Tuesday, July 01, 2008

Introduction

Latest updates: 5 December 2008 (to include link to Peter Braun essay on the launch of the International Features Conference: see Michael Littleton entry)


This is a small archive of photographs taken in and around RTE Radio's Features and Current Affairs (FCA) department, then led by Michael Littleton, in the late 1970s and early 1980s. Accompanying the pictures are short vignettes of some of the people who worked there at the time.

There are pictures of a Women Today election special in Studio 1, of Community Radio West, one of the last such projects with the Mobile Radio Studio, as well as some occasional photos taken in and around the Radio Centre; perhaps a hundred images or so in all. Clicking on most (but not all) of these images will enlarge them to full-screen.

I was then a producer at RTE and took many of the photographs. Perhaps it is in the nature of radio that the visual record is so sporadic. Nonetheless these picture offer small glimpses of RTE Radio's history -a history that has not been chronicled in a considered way since Maurice Gorham's Forty Years of Irish Broadcasting in the 1960s. Some of the pictures that will eventually appear transcend mere sentimental interest and hint at how Ireland was then beginning to change.

It was a strange time at RTE. The optimism of the 1960s was spent, and Ireland was in the grip of the second oil recession and a crippling budget deficit. Emigration started again (I was one migrant, albeit by choice) and I remember a Gay Byrne Show from Sydney (produced by John Caden) hymning the joys of life in Australia. The Tiger Economy was, by the lights of the time, unimaginable. Yet, there were other currents at work in Irish life. Women Today notably crested a new wave, while the Pope's visit in 1979 - a huge challenge for FCA - was a high water mark for Irish Catholicism. The future for the church was as unimaginable then as was that for the economy.

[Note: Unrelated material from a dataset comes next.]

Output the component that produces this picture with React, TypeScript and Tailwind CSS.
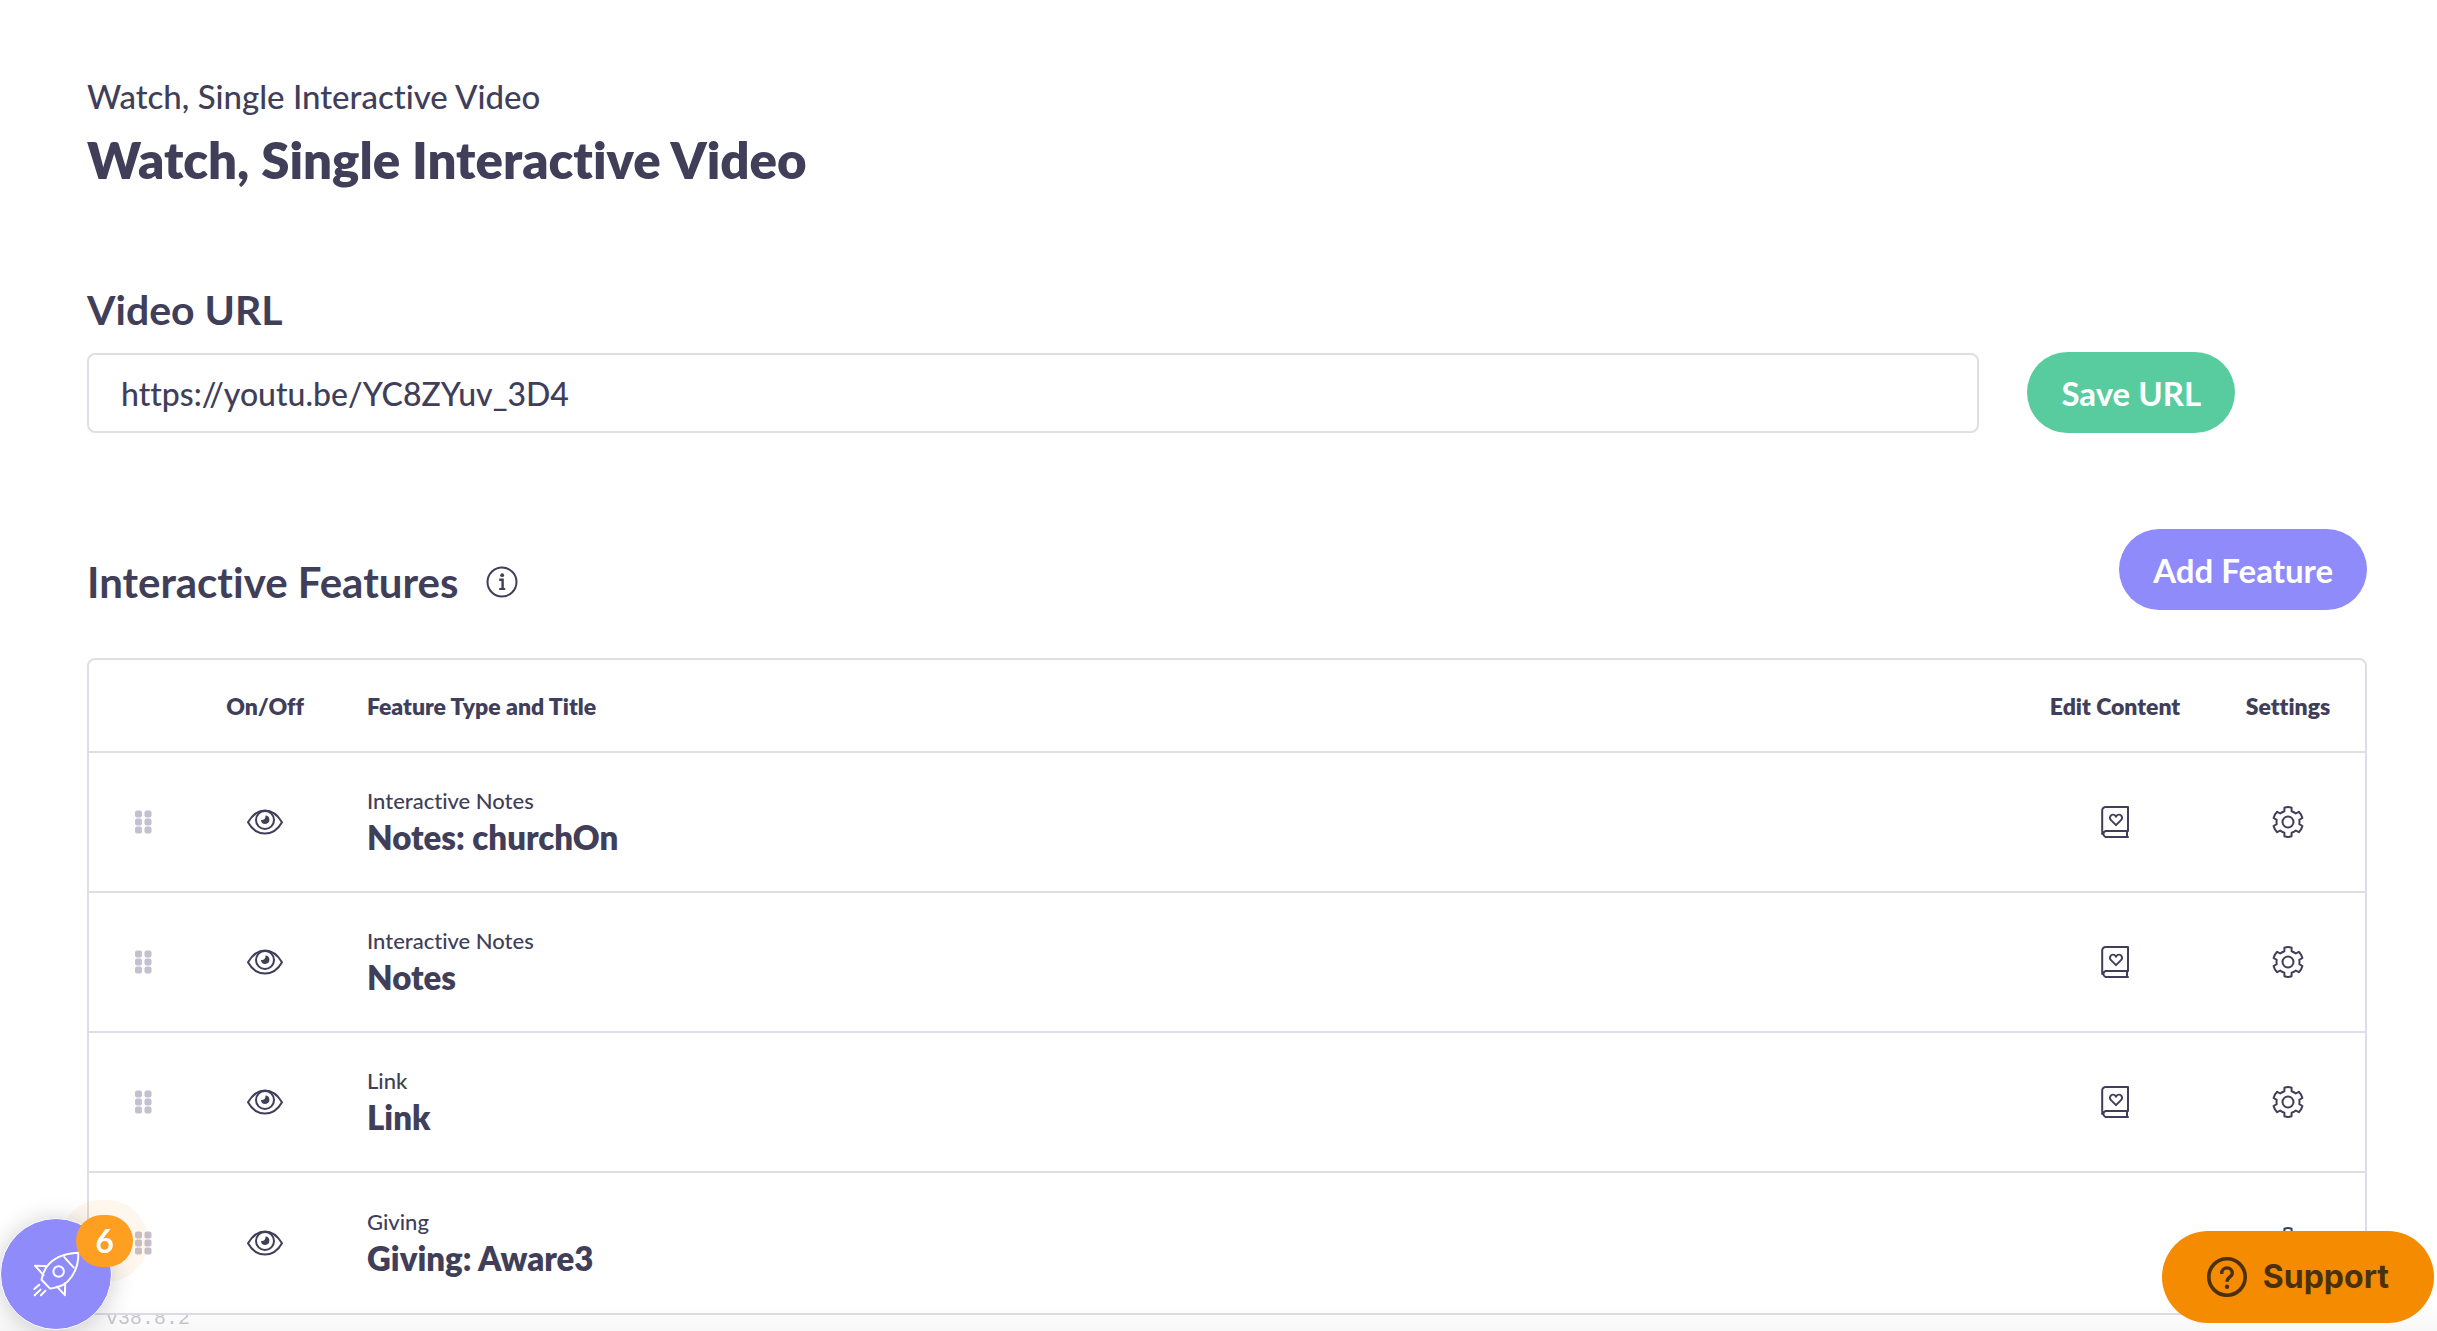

Yet there are parallels between RTE then and now. For our generation, every year brought cutbacks as the organisation struggled with recession. I imagine today's producers know a similar experience. They can take assurance from the fact that creativity often thrives in times of recession; indeed the architecture of today's Radio 1 was put in place in the late seventies and early eighties. While I only listen to RTE on visits to Ireland, it still seems recognisably the service for which I worked twenty five years ago.

The Feature and Current Affairs department was a veritable kaleidoscope of Irish life. Nonetheless there were notable absences. When I joined, there was one woman producer, Petronella O'Flanagan, who had produced a woman's programme, Between Ourselves for Radio Eireann in the 1950s. (It was presented by Ginette Waddell who was one of the treasures of the REP). Petronella retired in 1975, and for a time FCA was an exclusively male preserve (on the producer side) until the arrival of Clare Duignan and Betty Purcell, both of whom were to feature large in the story of Irish broadcasting. Indeed, after a long stretch in television, Clare is back in the Radio Centre as managing director of the service.

For me the clock stopped at RTE, and indeed on much of Irish experience, on 4 February 1983, rather as the characters in Fellini's Satyricon are stilled forever in the tesseras of a Roman mosaic as the closing credits creep across the screen. Ephemeral though that world seems now, it mattered intensely to us at the time, and several of my then colleagues matter greatly to me even now.

This site is an act of pietas. I recently met some old RTE colleagues, some of whom I had not seen for twenty five years. As we talked, I realised that these photographs deserved a better fate than to lie forgotten in an attic in West London. My original plan was to publish the pictures with a light linking text. But as I began to write, I also began to remember......





The logo on the home page template was RTE's corporate symbol from the late 1960s until the early 1980s, a stylised version of St Bridget's Cross, designed by John Cogan, who was then head of corporate design. St Bridget's Cross in various guises remained the corporate symbol until it was quietly 'designed out' several years ago (a straw in the wind, perhaps, that Christianity was no longer seen as an essential anchor of Irish identity).

I also hope to add to and annotate individual postings - the pix and comments are a first take. Also, the posting dates have no significance. Blogging was the easiest way to get this material online quickly. I hope, in time, to create a proper website. And if former FCA colleagues chance to see this, and would like to add thoughts or pix, I'd be delighted. I can be contacted via the 'View my Complete Profile' page.




2 comments:

Póló said...

What a fantastic blog.

Just read through all of it. A very emotional trip down memory lane.

Míle buíochas agus go maire sé.

Póló said...

This is not a photo of Radio Éireann but from Radio Éireann - Moore St. from the 3rd floor. Probably early 1960s.